» What is needed: Using the data that follows, return exactly the lines from the one that contains "The picture is" through the one that contains "h-[3120px] w-[1440px] flex-col", ends included.

» Information shown:

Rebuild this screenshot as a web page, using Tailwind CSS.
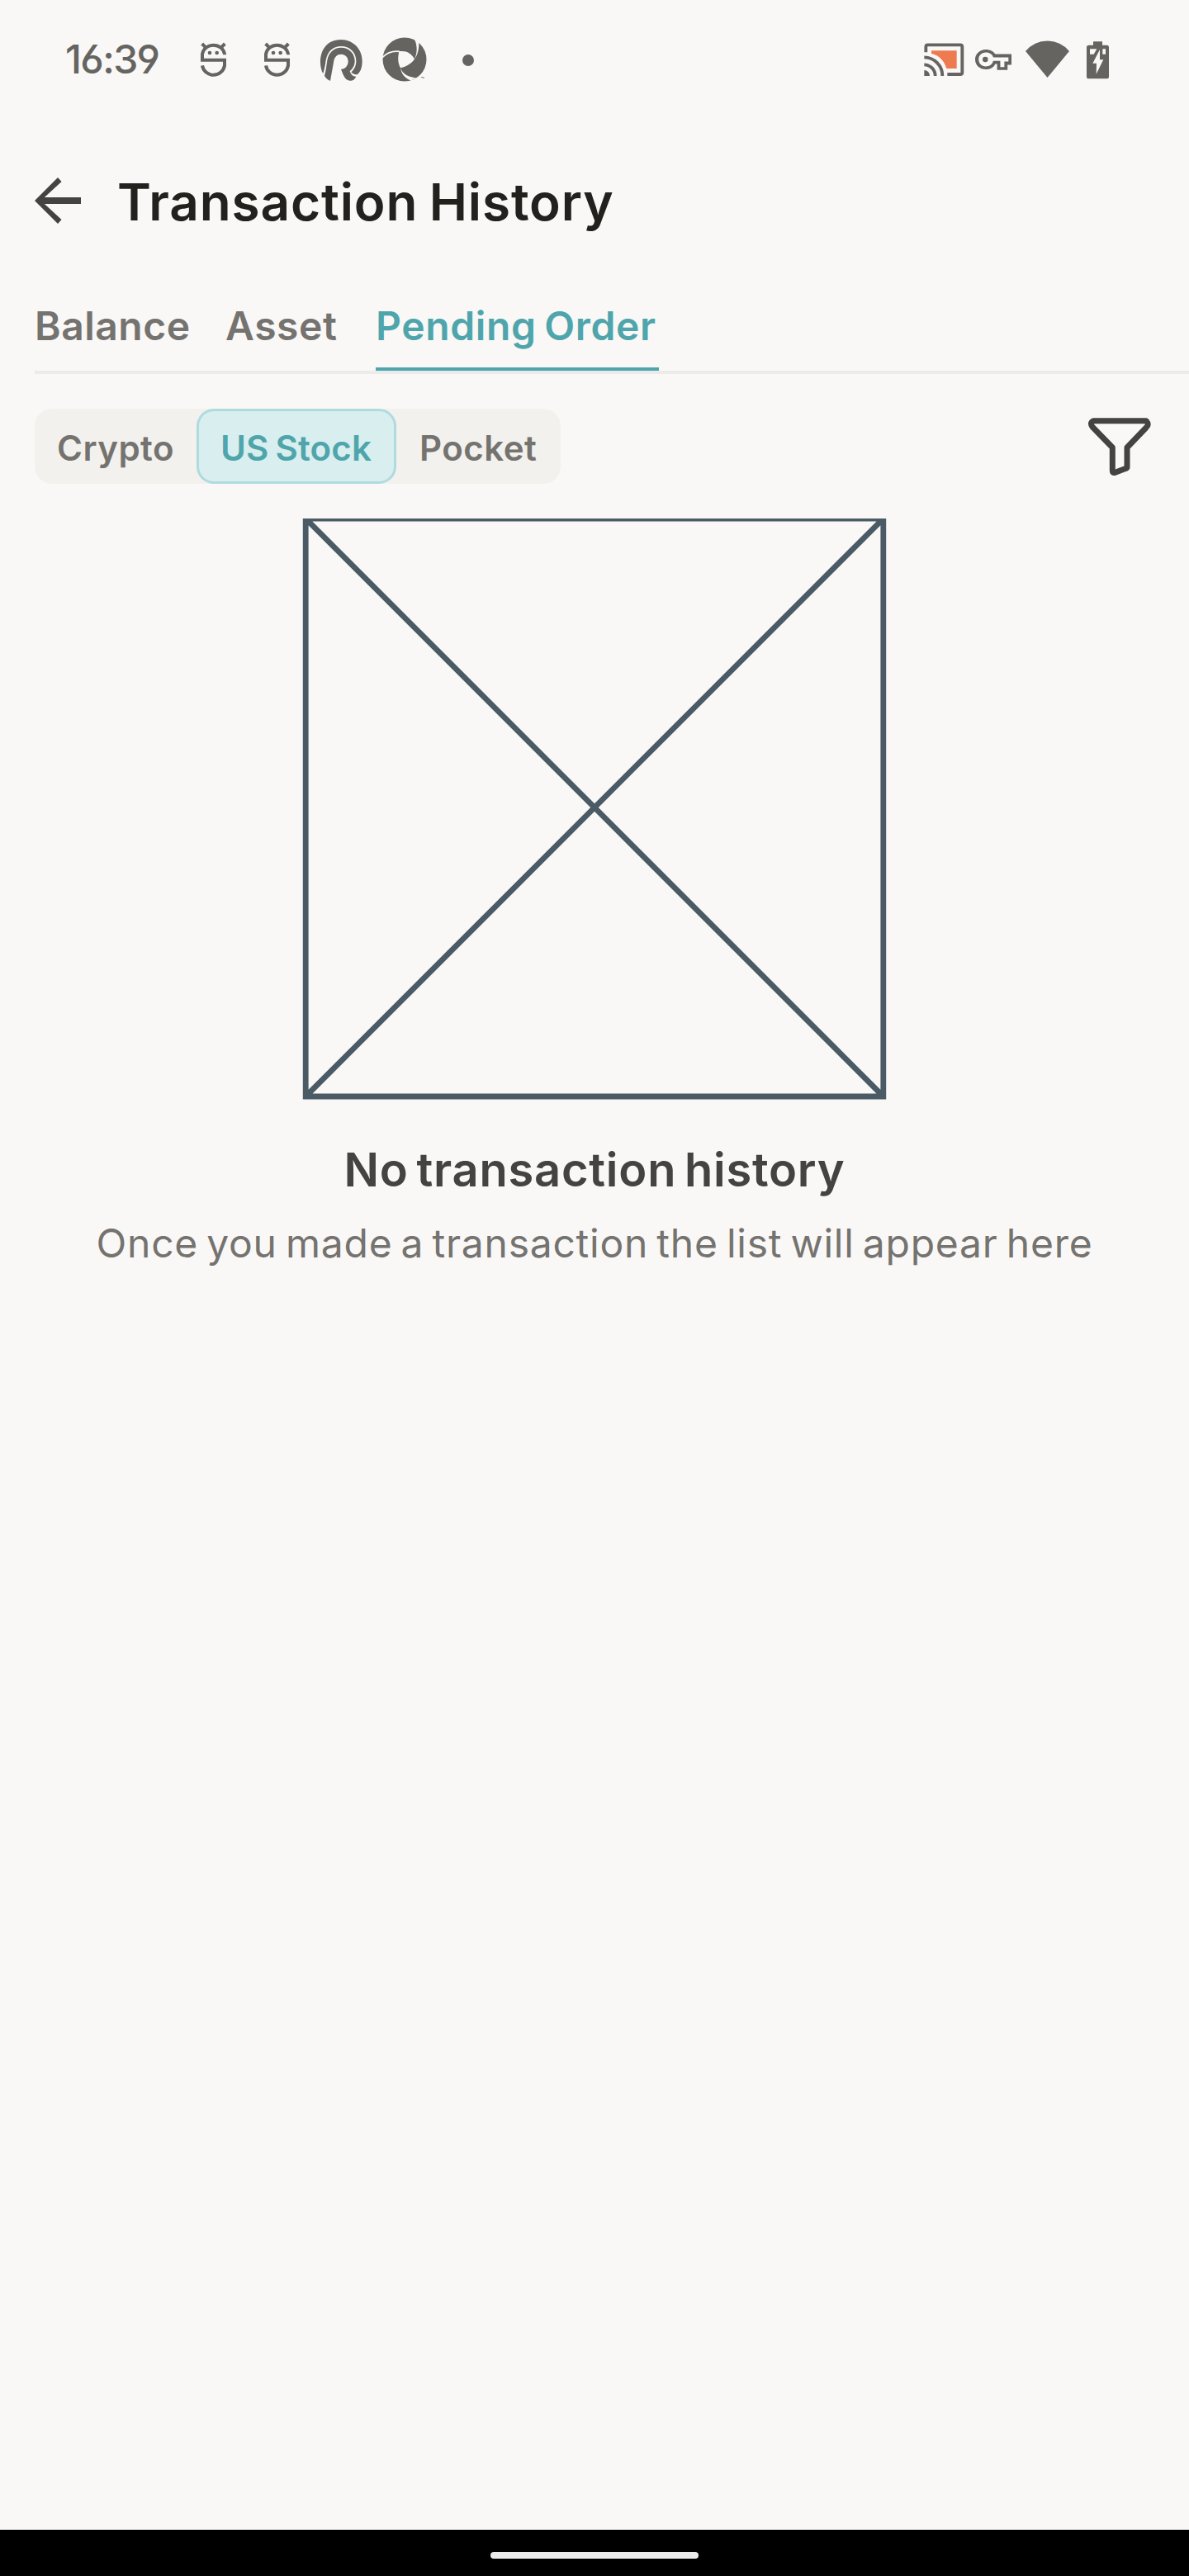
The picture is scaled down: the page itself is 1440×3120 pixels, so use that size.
<!DOCTYPE html>
<html lang="en">
<head>
<meta charset="utf-8">
<title>Transaction History</title>
<script src="https://cdn.jsdelivr.net/npm/@tailwindcss/browser@4"></script>
</head>
<body class="bg-[#f9f8f6]">
<div class="flex h-[3120px] w-[1440px] flex-col overflow-hidden bg-[#f9f8f6] font-['Inter',sans-serif]">

  <!-- status bar -->
  <div class="flex h-[144px] items-center justify-between pl-[79px] pr-[96px] text-[#666461]">
    <div class="flex items-center">
      <span class="w-[164px] text-[48px] leading-none font-medium tracking-[-1.6px] whitespace-nowrap [font-feature-settings:'cv03','cv04']">16:39</span>
      <svg class="h-[46px] w-[31px] translate-y-[1px]" viewBox="549 61 93 138" fill="none" stroke="currentColor" stroke-width="12">
        <path d="M636 110V107A41 37.500 0 0 0 555 107V129.500H636V149A41 41 0 0 1 555 149"/>
        <path d="M554 70L567 83M637 70L624 83"/>
        <g fill="currentColor" stroke="none"><circle cx="582" cy="103" r="7"/><circle cx="608" cy="103" r="7"/></g>
      </svg>
      <svg class="ml-[46px] h-[46px] w-[31px] translate-y-[1px]" viewBox="549 61 93 138" fill="none" stroke="currentColor" stroke-width="12">
        <path d="M636 110V107A41 37.500 0 0 0 555 107V129.500H636V149A41 41 0 0 1 555 149"/>
        <path d="M554 70L567 83M637 70L624 83"/>
        <g fill="currentColor" stroke="none"><circle cx="582" cy="103" r="7"/><circle cx="608" cy="103" r="7"/></g>
      </svg>
      <svg class="ml-[35px] h-[54px] w-[54px] translate-y-[1px]" viewBox="196 49 162 162" fill="currentColor">
        <path d="M212 178C192 148 196 55 277 55C322 55 354 90 354 132C354 156 348 171 338 180C330 184 320 180 314 173C325 164 332 150 332 132C332 101 308 79 278 79C246 79 227 100 222 130C220 146 216 166 212 178Z"/>
        <path d="M238 205C228 200 220 193 217 186C223 166 224 150 227 130C232 102 250 84 278 84C306 84 327 105 327 132C327 148 320 160 309 169C313 183 322 190 332 189C328 198 321 204 311 204C294 203 289 194 277 163C294 162 303 148 303 134C303 119 292 108 278 108C262 108 254 118 251 132Z"/>
      </svg>
      <svg class="ml-[23px] h-[54px] w-[54px]" viewBox="427 49 162 162">
        <circle cx="508" cy="130" r="79.500" fill="currentColor"/>
        <path fill="#f9f8f6" d="M488 101C512 97 532 106 544 129C528 150 508 157 493 161C483 143 483 122 488 101Z"/>
        <path fill="none" stroke="#f9f8f6" stroke-width="5" d="M426 124C444 104 466 98 490 101"/>
        <path fill="#f9f8f6" d="M544 129C554 106 555 84 545 58L560 66C561 90 556 112 544 129ZM493 160C499 178 512 192 548 197L532 207C508 198 496 182 493 160Z"/>
        <path fill="#f9f8f6" d="M545 199L556 195L592 186V215H530Z"/>
        <path fill="currentColor" d="M567 193H573V198M575 198V193L577 195L579 193V198Z"/>
      </svg>
      <span class="ml-[43px] h-[14px] w-[14px] translate-y-[1px] rounded-full bg-[#666461]"></span>
    </div>
    <div class="flex items-center">
      <svg class="h-[42px] w-[50px]" viewBox="53 65 150 126" fill="none" stroke="currentColor" stroke-width="11.500">
        <path fill="#ee7a50" stroke="none" d="M80 96H172V161H135C127 133 108 113 80 107Z"/>
        <path d="M60 102V82Q60 75 67 75H185Q192 75 192 82V175Q192 182 185 182H138"/>
        <path d="M54 120A67 67 0 0 1 120 188M54 147A40.500 40.500 0 0 1 94 188"/>
        <path fill="currentColor" stroke="none" d="M54 167A20 20 0 0 1 74 188H54Z"/>
      </svg>
      <svg class="ml-[12px] h-[44px] w-[44px]" viewBox="0 0 24 24" fill="currentColor">
        <path d="M22 19h-7.500v-4h-1.180c-1.140 2.420-3.600 3.600-6.320 3.600C3.200 18.600 0 15.800 0 12S3.200 5.400 7 5.400c2.720 0 5.170 1.180 6.320 3.100H24v7.100h-2.600V19zm-5.400-2h2.700v-3.600h2.700v-2.800H11.940l-.23-.67C11.010 8.340 9.110 7.400 7 7.400c-2.760 0-4.700 2-4.700 4.600s1.940 4.600 4.700 4.600c2.110 0 4.010-.94 4.710-2.930l.23-.67H16.600z"/>
        <circle cx="6.700" cy="12" r="1.800"/>
      </svg>
      <svg class="ml-[17px] h-[46px] w-[53px]" viewBox="423 58 159 138" fill="currentColor">
        <path d="M423 97A103 103 0 0 1 582 97L502.500 193Z"/>
      </svg>
      <svg class="ml-[21px] h-[46px] w-[27px] translate-y-[1px]" viewBox="645 61 81 138" fill="currentColor">
        <path d="M669 75V62H702V75H718Q726 75 726 83V189Q726 197 718 197H653Q645 197 645 189V83Q645 75 653 75Z"/>
        <path fill="#f9f8f6" d="M657 89H682L671 108H657ZM703 89H714V108H703Z"/>
        <path fill="#f9f8f6" d="M693 91L667 141H681L680 180L706 128H693Z"/>
      </svg>
      <span class="w-[1px]"></span>
    </div>
  </div>

  <!-- header -->
  <header class="flex h-[202px] items-center pl-7">
    <svg class="h-[84px] w-[84px] shrink-0 -translate-y-[2px]" viewBox="0 0 24 24" fill="#444341"><path d="M20 10.850H7.400l5.900-5.400L12 4l-8 8 8 8 1.300-1.450L7.400 13.150H20z"/></svg>
    <h1 class="ml-[30px] text-[62px] leading-none font-semibold tracking-[0.88px] [word-spacing:-3px] whitespace-nowrap text-[#23211e]">Transaction History</h1>
  </header>

  <!-- tabs -->
  <nav class="ml-[42px] flex h-[107px] border-b-4 border-[#ecebe9] pt-[25px] text-[48px] leading-none font-semibold whitespace-nowrap text-[#757370]">
    <span class="w-[231px] tracking-[0.5px]">Balance</span>
    <span class="w-[182px] tracking-[0.58px]">Asset</span>
    <span class="w-[343px] border-b-4 border-[#4fa5ac] tracking-[0.62px] [word-spacing:-3px] text-[#4fa5ac]">Pending Order</span>
  </nav>

  <!-- filters -->
  <div class="mt-[42px] flex h-[91px] items-center justify-between pr-[42px] pl-[42px]">
    <div class="flex h-full rounded-[21px] bg-[#f2f1ed] text-[42px] leading-none font-semibold whitespace-nowrap text-[#757370]">
      <span class="w-[196px] pt-[27px] pl-[27px] tracking-[0.48px]">Crypto</span>
      <span class="w-[242px] rounded-[21px] border-[3.500px] border-[#afdbdf] bg-[#d9eeee] pt-[24px] pl-[26px] tracking-[0.2px] [word-spacing:-3px] text-[#4fa5ac]">US Stock</span>
      <span class="w-[199px] pt-[27px] pl-[28px] tracking-[0.48px]">Pocket</span>
    </div>
    <svg class="h-[76px] w-[82px]" viewBox="1316 502 82 76" fill="none" stroke="#444341" stroke-width="7" stroke-linejoin="round">
      <path d="M1324 508.800H1388Q1392.500 513 1388 517L1365 541V565Q1365 566 1363 566.500L1350 571.500Q1347.300 572 1347.300 569V541L1323 516Q1319.500 511 1324 508.800Z"/>
    </svg>
  </div>

  <!-- empty state -->
  <main class="flex flex-1 flex-col items-center">
    <svg class="mt-[42px] h-[704px] w-[708px]" viewBox="366 628 708 704" fill="none" stroke="#4a5b66" stroke-width="6.800">
      <path d="M370.200 628.100H1069.800V1328H370.200ZM370.200 628.100L1069.800 1328M1069.800 628.100L370.200 1328"/>
    </svg>
    <h2 class="mt-[57px] text-[56px] leading-none font-semibold tracking-[0.76px] [word-spacing:-5px] whitespace-nowrap text-[#444341]">No transaction history</h2>
    <p class="mt-[37px] text-[48px] leading-none tracking-[0.75px] [word-spacing:-4px] whitespace-nowrap text-[#757370]">Once you made a transaction the list will appear here</p>
  </main>

  <!-- gesture bar -->
  <div class="flex h-14 justify-center bg-black pt-[27px]"><span class="h-2 w-[252px] rounded-full bg-[#ebebeb]"></span></div>
</div>
</body>
</html>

» Result for this exercise:
The picture is scaled down: the page itself is 1440×3120 pixels, so use that size.
<!DOCTYPE html>
<html lang="en">
<head>
<meta charset="utf-8">
<title>Transaction History</title>
<script src="https://cdn.jsdelivr.net/npm/@tailwindcss/browser@4"></script>
</head>
<body class="bg-[#f9f8f6]">
<div class="flex h-[3120px] w-[1440px] flex-col overflow-hidden bg-[#f9f8f6] font-['Inter',sans-serif]">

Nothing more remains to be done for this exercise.